:: Source data ::
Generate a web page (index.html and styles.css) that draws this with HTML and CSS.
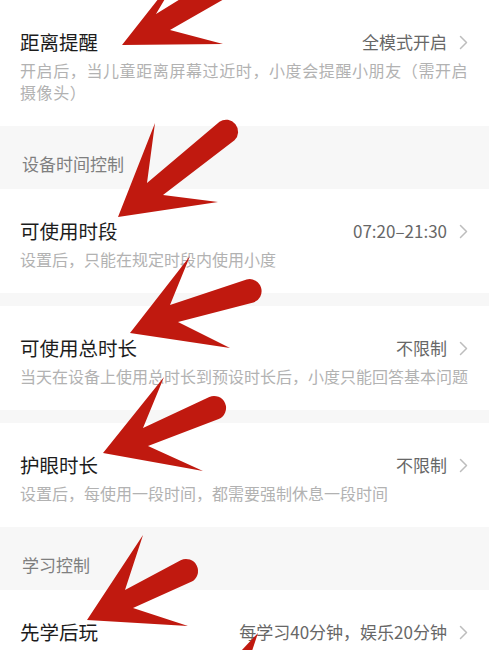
FILE: index.html
```html
<!DOCTYPE html>
<html lang="zh-CN">
<head>
<meta charset="utf-8">
<title>设置</title>
<link rel="stylesheet" href="styles.css">
</head>
<body>
<div class="page">
  <div class="row">
    <div class="row-main">
      <span class="title">距离提醒</span>
      <span class="value">全模式开启<svg class="chev" viewBox="0 0 9 15" width="9" height="15"><polyline points="1.5,1.5 7.5,7.5 1.5,13.5"/></svg></span>
    </div>
    <p class="desc desc-wide">开启后，当儿童距离屏幕过近时，小度会提醒小朋友（需开启摄像头）</p>
  </div>

  <div class="group-header">设备时间控制</div>

  <div class="row">
    <div class="row-main">
      <span class="title">可使用时段</span>
      <span class="value">07:20–21:30<svg class="chev" viewBox="0 0 9 15" width="9" height="15"><polyline points="1.5,1.5 7.5,7.5 1.5,13.5"/></svg></span>
    </div>
    <p class="desc">设置后，只能在规定时段内使用小度</p>
  </div>

  <div class="sep"></div>

  <div class="row">
    <div class="row-main">
      <span class="title">可使用总时长</span>
      <span class="value">不限制<svg class="chev" viewBox="0 0 9 15" width="9" height="15"><polyline points="1.5,1.5 7.5,7.5 1.5,13.5"/></svg></span>
    </div>
    <p class="desc">当天在设备上使用总时长到预设时长后，小度只能回答基本问题</p>
  </div>

  <div class="sep"></div>

  <div class="row">
    <div class="row-main">
      <span class="title">护眼时长</span>
      <span class="value">不限制<svg class="chev" viewBox="0 0 9 15" width="9" height="15"><polyline points="1.5,1.5 7.5,7.5 1.5,13.5"/></svg></span>
    </div>
    <p class="desc">设置后，每使用一段时间，都需要强制休息一段时间</p>
  </div>

  <div class="group-header">学习控制</div>

  <div class="row">
    <div class="row-main">
      <span class="title">先学后玩</span>
      <span class="value">每学习40分钟，娱乐20分钟<svg class="chev" viewBox="0 0 9 15" width="9" height="15"><polyline points="1.5,1.5 7.5,7.5 1.5,13.5"/></svg></span>
    </div>
  </div>

  <svg class="arrows" viewBox="0 0 489 650" width="489" height="650">
    <path class="arrow" d="M122,45 L185,-35 L156,14 L235.9,-35.3 A12,12 0 0 1 248.1,-14.7 L170,30 L223,44 Z"/>
    <path class="arrow" d="M118,217 L155,123 L147,183 L219.5,121.7 A12,12 0 0 1 234.5,140.3 L163,195 L218,202 Z"/>
    <path class="arrow" d="M130,333 L190,256 L170,305 L246.6,279.5 A12,12 0 0 1 253.4,302.5 L178,322 L230,348 Z"/>
    <path class="arrow" d="M103,453 L164,377 L143,428 L209.3,396.9 A12,12 0 0 1 218.7,419.1 L148,446 L203,471 Z"/>
    <path class="arrow" d="M87,620 L143,535 L125,590 L180.7,560.2 A12,12 0 0 1 191.3,581.8 L133,608 L188,626 Z"/>
    <path class="arrow" d="M258,633 L241,651 L252,651 Z"/>
  </svg>
</div>
</body>
</html>
```

FILE: styles.css
```css
html, body {
  margin: 0;
  padding: 0;
  background: #ffffff;
}

body {
  font-family: "Noto Sans CJK SC", "Noto Sans", sans-serif;
  width: 489px;
  height: 650px;
  overflow: hidden;
}

.page {
  position: relative;
  width: 489px;
  height: 650px;
  overflow: hidden;
  background: #ffffff;
}

.row {
  background: #ffffff;
  padding: 28px 19px 23px 20px;
}

.row-main {
  display: flex;
  justify-content: space-between;
  align-items: center;
  height: 28px;
  padding-right: 2px;
}

.title {
  font-size: 19.5px;
  line-height: 28px;
  color: #1c1c1c;
}

.value {
  display: flex;
  align-items: center;
  gap: 12px;
  font-size: 17px;
  line-height: 24px;
  color: #676767;
}

.chev {
  display: block;
}

.chev polyline {
  fill: none;
  stroke: #bdbdbd;
  stroke-width: 1.5;
  stroke-linecap: round;
  stroke-linejoin: round;
}

.desc {
  margin: 3px 0 0;
  font-size: 16px;
  line-height: 22px;
  color: #b2b2b2;
}

.desc-wide {
  letter-spacing: 0.6px;
}

.group-header {
  background: #f7f7f7;
  padding: 26px 20px 13px 22px;
  font-size: 17px;
  line-height: 24px;
  color: #7f7f7f;
}

.sep {
  height: 13px;
  background: #f7f7f7;
}

.arrows {
  position: absolute;
  left: 0;
  top: 0;
  pointer-events: none;
}

.arrow {
  fill: #c0190f;
}
```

:: Your instructions ::
Reproduce the data word for word, excluding its pictures.

:: Reply to the exercise ::
Generate a web page (index.html and styles.css) that draws this with HTML and CSS.
FILE: index.html
```html
<!DOCTYPE html>
<html lang="zh-CN">
<head>
<meta charset="utf-8">
<title>设置</title>
<link rel="stylesheet" href="styles.css">
</head>
<body>
<div class="page">
  <div class="row">
    <div class="row-main">
      <span class="title">距离提醒</span>
      <span class="value">全模式开启<svg class="chev" viewBox="0 0 9 15" width="9" height="15"><polyline points="1.5,1.5 7.5,7.5 1.5,13.5"/></svg></span>
    </div>
    <p class="desc desc-wide">开启后，当儿童距离屏幕过近时，小度会提醒小朋友（需开启摄像头）</p>
  </div>

  <div class="group-header">设备时间控制</div>

  <div class="row">
    <div class="row-main">
      <span class="title">可使用时段</span>
      <span class="value">07:20–21:30<svg class="chev" viewBox="0 0 9 15" width="9" height="15"><polyline points="1.5,1.5 7.5,7.5 1.5,13.5"/></svg></span>
    </div>
    <p class="desc">设置后，只能在规定时段内使用小度</p>
  </div>

  <div class="sep"></div>

  <div class="row">
    <div class="row-main">
      <span class="title">可使用总时长</span>
      <span class="value">不限制<svg class="chev" viewBox="0 0 9 15" width="9" height="15"><polyline points="1.5,1.5 7.5,7.5 1.5,13.5"/></svg></span>
    </div>
    <p class="desc">当天在设备上使用总时长到预设时长后，小度只能回答基本问题</p>
  </div>

  <div class="sep"></div>

  <div class="row">
    <div class="row-main">
      <span class="title">护眼时长</span>
      <span class="value">不限制<svg class="chev" viewBox="0 0 9 15" width="9" height="15"><polyline points="1.5,1.5 7.5,7.5 1.5,13.5"/></svg></span>
    </div>
    <p class="desc">设置后，每使用一段时间，都需要强制休息一段时间</p>
  </div>

  <div class="group-header">学习控制</div>

  <div class="row">
    <div class="row-main">
      <span class="title">先学后玩</span>
      <span class="value">每学习40分钟，娱乐20分钟<svg class="chev" viewBox="0 0 9 15" width="9" height="15"><polyline points="1.5,1.5 7.5,7.5 1.5,13.5"/></svg></span>
    </div>
  </div>

  <svg class="arrows" viewBox="0 0 489 650" width="489" height="650">
    <path class="arrow" d="M122,45 L185,-35 L156,14 L235.9,-35.3 A12,12 0 0 1 248.1,-14.7 L170,30 L223,44 Z"/>
    <path class="arrow" d="M118,217 L155,123 L147,183 L219.5,121.7 A12,12 0 0 1 234.5,140.3 L163,195 L218,202 Z"/>
    <path class="arrow" d="M130,333 L190,256 L170,305 L246.6,279.5 A12,12 0 0 1 253.4,302.5 L178,322 L230,348 Z"/>
    <path class="arrow" d="M103,453 L164,377 L143,428 L209.3,396.9 A12,12 0 0 1 218.7,419.1 L148,446 L203,471 Z"/>
    <path class="arrow" d="M87,620 L143,535 L125,590 L180.7,560.2 A12,12 0 0 1 191.3,581.8 L133,608 L188,626 Z"/>
    <path class="arrow" d="M258,633 L241,651 L252,651 Z"/>
  </svg>
</div>
</body>
</html>
```

FILE: styles.css
```css
html, body {
  margin: 0;
  padding: 0;
  background: #ffffff;
}

body {
  font-family: "Noto Sans CJK SC", "Noto Sans", sans-serif;
  width: 489px;
  height: 650px;
  overflow: hidden;
}

.page {
  position: relative;
  width: 489px;
  height: 650px;
  overflow: hidden;
  background: #ffffff;
}

.row {
  background: #ffffff;
  padding: 28px 19px 23px 20px;
}

.row-main {
  display: flex;
  justify-content: space-between;
  align-items: center;
  height: 28px;
  padding-right: 2px;
}

.title {
  font-size: 19.5px;
  line-height: 28px;
  color: #1c1c1c;
}

.value {
  display: flex;
  align-items: center;
  gap: 12px;
  font-size: 17px;
  line-height: 24px;
  color: #676767;
}

.chev {
  display: block;
}

.chev polyline {
  fill: none;
  stroke: #bdbdbd;
  stroke-width: 1.5;
  stroke-linecap: round;
  stroke-linejoin: round;
}

.desc {
  margin: 3px 0 0;
  font-size: 16px;
  line-height: 22px;
  color: #b2b2b2;
}

.desc-wide {
  letter-spacing: 0.6px;
}

.group-header {
  background: #f7f7f7;
  padding: 26px 20px 13px 22px;
  font-size: 17px;
  line-height: 24px;
  color: #7f7f7f;
}

.sep {
  height: 13px;
  background: #f7f7f7;
}

.arrows {
  position: absolute;
  left: 0;
  top: 0;
  pointer-events: none;
}

.arrow {
  fill: #c0190f;
}
```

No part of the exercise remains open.